I don’t think you can get more stoked. En route to Telescopes, before we got chased out by the rain.

I didn’t mind the light rain and declared that out loud—not but two minutes after vocalizing my rain welcoming, did it downpour. I waited a bit, drifted a bit, waves were well overhead on the sets but, funny thing was, I couldn’t see them. And as the downpour got heavier, I looked to the horizon to watch out for a set…but couldn’t see anything.

The rain was blinding and suffocating as it pelted down my face, with no success trying to shield my nose and eyes. I began to wonder if this was what waterboarding is like. It became so heavy, I had a hard time breathing and paddling at the same time.

Fortunately, the wind chopped the sets into little pieces and I made it back to the boat, completely soaked, freaked out  but stoked. My first sorta squall. Later that evening, we were woken up to the sound of loud slams and howling wind and rain. The real storm later paid our little camp a visit and blew everyone’s boards and beach gear into an even more chaotic mess than it already was before. Tiffany, Raquel and I scampered out of the bedroom and began collecting boards and gear while the wind and rain ripped through the beach. Polly, Maria and KK joined in on the fire drill to quickly collect the gear with Chappy yelling “fuck fuck fuck!!” In the background, stomping around like a deckhand managing a flailing sailboat on the high seas, collecting gear and stressing over our all girls troupe. I think if he could, he would make this an all-boys island.

We fashioned our board leashes around the boards so they wouldn’t fly away and gathered all the flyaway stuffs under heavier objects, like clam shells, or stuffed them in a corner. I ran out to the beach to find more gear blown under the house and leapt back up the steep wooden stairs soaked head to toe. Went to bed wet, woke up stinky.

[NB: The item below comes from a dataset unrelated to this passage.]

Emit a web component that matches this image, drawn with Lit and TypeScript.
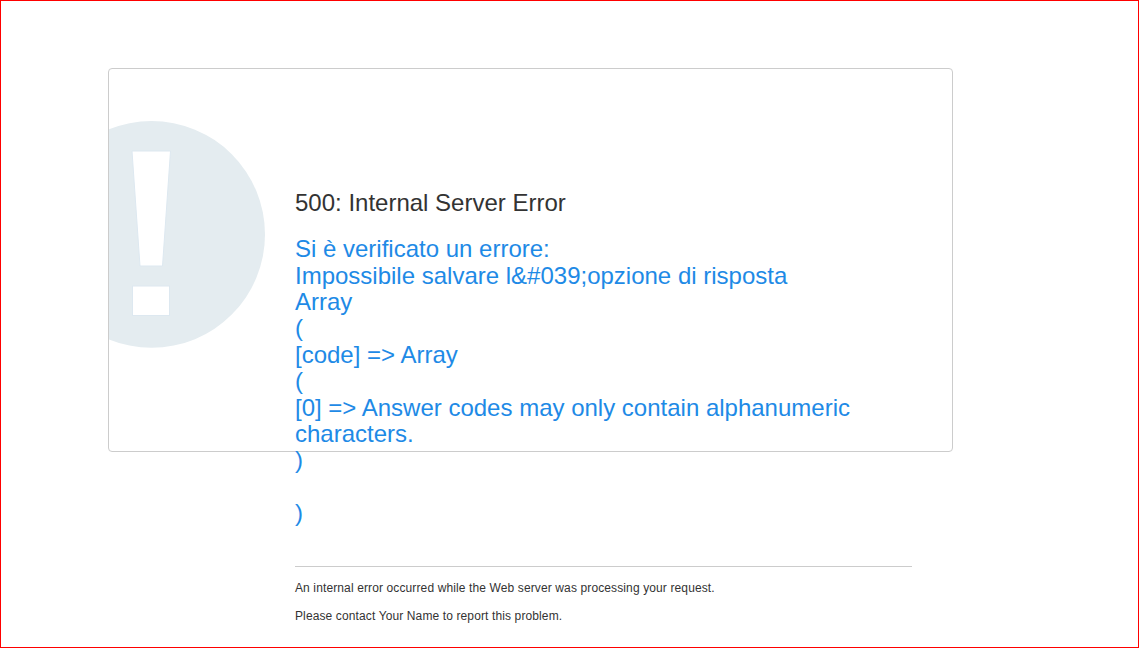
import { LitElement, html, css } from "lit";
import { customElement } from "lit/decorators.js";

@customElement("app-root")
export class AppRoot extends LitElement {
  static styles = css`
    :host {
      display: block;
      box-sizing: border-box;
      width: 1139px;
      height: 648px;
      border: 1px solid #ff0000;
      background: #fff;
      overflow: hidden;
      font-family: "Liberation Sans", Arial, sans-serif;
    }
    .card {
      position: relative;
      box-sizing: border-box;
      width: 845px;
      height: 384px;
      margin: 67px 0 0 107px;
      border: 1px solid #ccc;
      border-radius: 4px;
    }
    .art {
      position: absolute;
      inset: 0;
      overflow: hidden;
      border-radius: 3px;
    }
    .art svg {
      display: block;
    }
    .content {
      position: relative;
      width: 617px;
      margin-left: 186px;
      padding-top: 120px;
      display: flex;
      flex-direction: column;
    }
    h1 {
      margin: 0 0 20.2px;
      font-size: 24px;
      line-height: 27px;
      font-weight: 400;
      color: #333;
    }
    .msg {
      margin: 0;
      font-size: 24px;
      line-height: 26.4px;
      color: #1e8ae6;
    }
    hr {
      width: 100%;
      height: 1px;
      margin: 39.8px 0 0;
      border: 0;
      background: #ccc;
    }
    .note {
      margin: 14px 0 0;
      font-size: 12px;
      line-height: 14px;
      letter-spacing: 0.12px;
      color: #333;
    }
  `;

  render() {
    return html`
      <div class="card">
        <div class="art">
          <svg width="843" height="382" viewBox="0 0 843 382" aria-hidden="true">
            <circle cx="42.6" cy="165.4" r="113.4" fill="#e4ecf0"></circle>
            <path d="M23 82H61.500L53.500 197H31Z" fill="#fff" stroke="#dde8f0" stroke-width="1"></path>
            <rect x="23.500" y="217" width="37" height="29.500" fill="#fff" stroke="#dde8f0" stroke-width="1"></rect>
          </svg>
        </div>
        <div class="content">
          <h1>500: Internal Server Error</h1>
          <p class="msg">
            Si è verificato un errore:<br />
            Impossibile salvare l&amp;#039;opzione di risposta<br />
            Array<br />
            (<br />
            [code] =&gt; Array<br />
            (<br />
            [0] =&gt; Answer codes may only contain alphanumeric characters.<br />
            )<br />
            <br />
            )
          </p>
          <hr />
          <p class="note">An internal error occurred while the Web server was processing your request.</p>
          <p class="note">Please contact Your Name to report this problem.</p>
        </div>
      </div>
    `;
  }
}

The next morning, humidity, heat and mosquitoes descended upon our cabins, and there was no relief. A cruel joke, nighttime had cold showers and was the only time we could run AC and during the day, the shower was almost as warm as the ocean, which sat around 86 degrees. But it’s hard to argue with the imposed heat and the Mentawais weight loss regime of double surf sessions in pumping swell, sweating the calories as quickly as we could consume them and snorkeling with some of the craziest sea creatures: crown of thorns, angel fish, lion fish, coral, giant clams, Honu, parrot fish, basically anything you see in “Finding Nemo.” We were anything but miserable. Everyone kept having to pinch themselves—we aren’t dreaming because now there’s a bruise on my arm!

jackie connor surfer girl

One of my favorite boards in my quiver, just needed it to be a little longer. A freshie from The Guild. Photo: Maria Fernanda

Iceland’s first go-round made a human out of me again. Three sets of 8-12 foot waves on the head will do that and as I found the surface, each time more and more worn, I’d get in my head more and become more terrified. I know I have to face my fear, I thought, but today’s not the day. Defeated, I paddled to the channel and watched everyone get waves. Frustrated for not getting a single wave this session, I quietly pitched my own tantrum with myself and steeped in self-pity, asked my friend Brad for support, and he came in with all the best. The next day, FaceTime me to check in where we were both left smiling.

Icelands, session two, the redemption session, Pingui pushed me into my first wave, It definitely wasn’t one of the 10 foot bombs but it wasn’t small. And it was backside for me. I went with it and got the jitters out. After that, I took a few more waves on my own feeling more confident than ever before, silently throwing an imaginary big middle finger to those who didn’t think I’d ever send it. Roll it back, Jaclyn, I tell myself.

Lolo Pak surfer girl

The stoke is clear with Lolo Pak, drone queen and one of the most sendy surfer girls.

The waves made stark raving lunatics of us all, transporting us to a blue, terrifying and inspiring bliss and for a second, I thought we’d go “Chappy” stomping around, striking up random conversations, cursing and changing our minds every five seconds.

No, we were perpetually stoked—double, even triple overhead waves, chest high waves, running around the property as naked as possible, trying to find refuge in the shade or the ocean…imagine a month on Pilau Silabok. I think after the last jar of Nutella, we’d all be sun-scorched pieces of human jerky yelling “Wilson!” to our empty Nutella jars while stealing each other’s boards that weren’t already broken in half (thank you, Icelands and Pingui for sending Lolo on that bomb).

An ode to it all that humbled us, turned us feral for a second, had us laughing and posing for thirst trap photo shoots, because why not. Anything we could have dreamed, an all-women’s surf retreat became our reality for a week, two if you count the travel. Soon we will be back in the creature comforts of home—soft beds, hot showers, traffic and softer bellies, but hopefully not.

My mind is focused—I got a small sample of bigger surf and, maybe it’s the warm, clear and inviting water, but I’m intrigued. I want to try it out. I have to be distracted and not take it too seriously, don’t take myself too seriously and just have fun. Hawaii, the girls keep chanting, just need another board.

One thing I took away, perhaps one of the biggest from this trip: Commit to the wave—whether it all goes wrong or right. Just go for it.

sunset surf villas

Why it is called Sunset Surf Villas.